• _Exercise_: Repeat, exactly and completely, the material that follows. Omit the pictures.
## begin Given information
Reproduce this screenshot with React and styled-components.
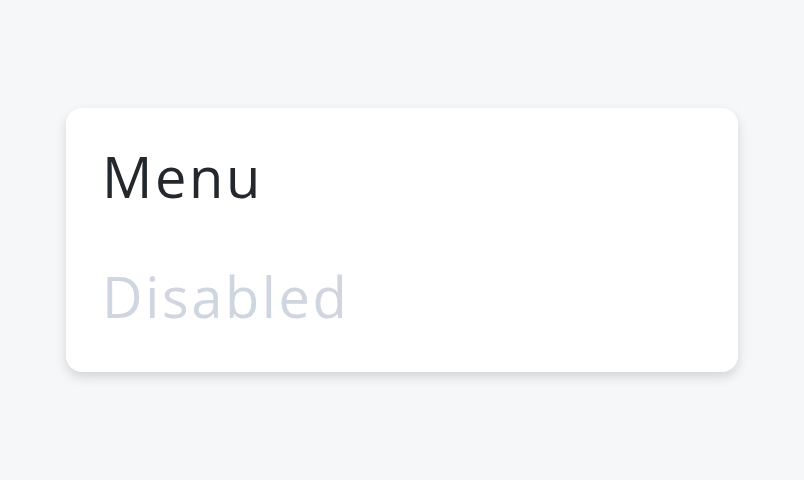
import React from "react";
import styled, { createGlobalStyle } from "styled-components";

const Global = createGlobalStyle`
  html, body { margin: 0; padding: 0; background: #f6f7f9; }
  body { font-family: "Open Sans", "Noto Sans", sans-serif; }
`;

const Page = styled.div`
  width: 804px;
  height: 480px;
  display: flex;
  align-items: center;
  justify-content: center;
`;

const Card = styled.div`
  width: 672px;
  box-sizing: border-box;
  padding: 8px 0 16px;
  background: #ffffff;
  border-radius: 16px;
  box-shadow: 0 5px 12px rgba(0, 0, 0, 0.14);
  display: flex;
  flex-direction: column;
`;

const Item = styled.div`
  height: 120px;
  display: flex;
  align-items: center;
  padding: 0 36px;
  font-size: 56px;
  font-weight: 400;
  letter-spacing: 2.6px;
  color: ${(p) => (p.disabled ? "#cfd6e0" : "#23282d")};
`;

export default function App() {
  return (
    <>
      <Global />
      <Page>
        <Card>
          <Item>Menu</Item>
          <Item disabled>Disabled</Item>
        </Card>
      </Page>
    </>
  );
}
## end Given information
• _Solution to this exercise_:
Reproduce this screenshot with React and styled-components.
import React from "react";
import styled, { createGlobalStyle } from "styled-components";

const Global = createGlobalStyle`
  html, body { margin: 0; padding: 0; background: #f6f7f9; }
  body { font-family: "Open Sans", "Noto Sans", sans-serif; }
`;

const Page = styled.div`
  width: 804px;
  height: 480px;
  display: flex;
  align-items: center;
  justify-content: center;
`;

const Card = styled.div`
  width: 672px;
  box-sizing: border-box;
  padding: 8px 0 16px;
  background: #ffffff;
  border-radius: 16px;
  box-shadow: 0 5px 12px rgba(0, 0, 0, 0.14);
  display: flex;
  flex-direction: column;
`;

const Item = styled.div`
  height: 120px;
  display: flex;
  align-items: center;
  padding: 0 36px;
  font-size: 56px;
  font-weight: 400;
  letter-spacing: 2.6px;
  color: ${(p) => (p.disabled ? "#cfd6e0" : "#23282d")};
`;

export default function App() {
  return (
    <>
      <Global />
      <Page>
        <Card>
          <Item>Menu</Item>
          <Item disabled>Disabled</Item>
        </Card>
      </Page>
    </>
  );
}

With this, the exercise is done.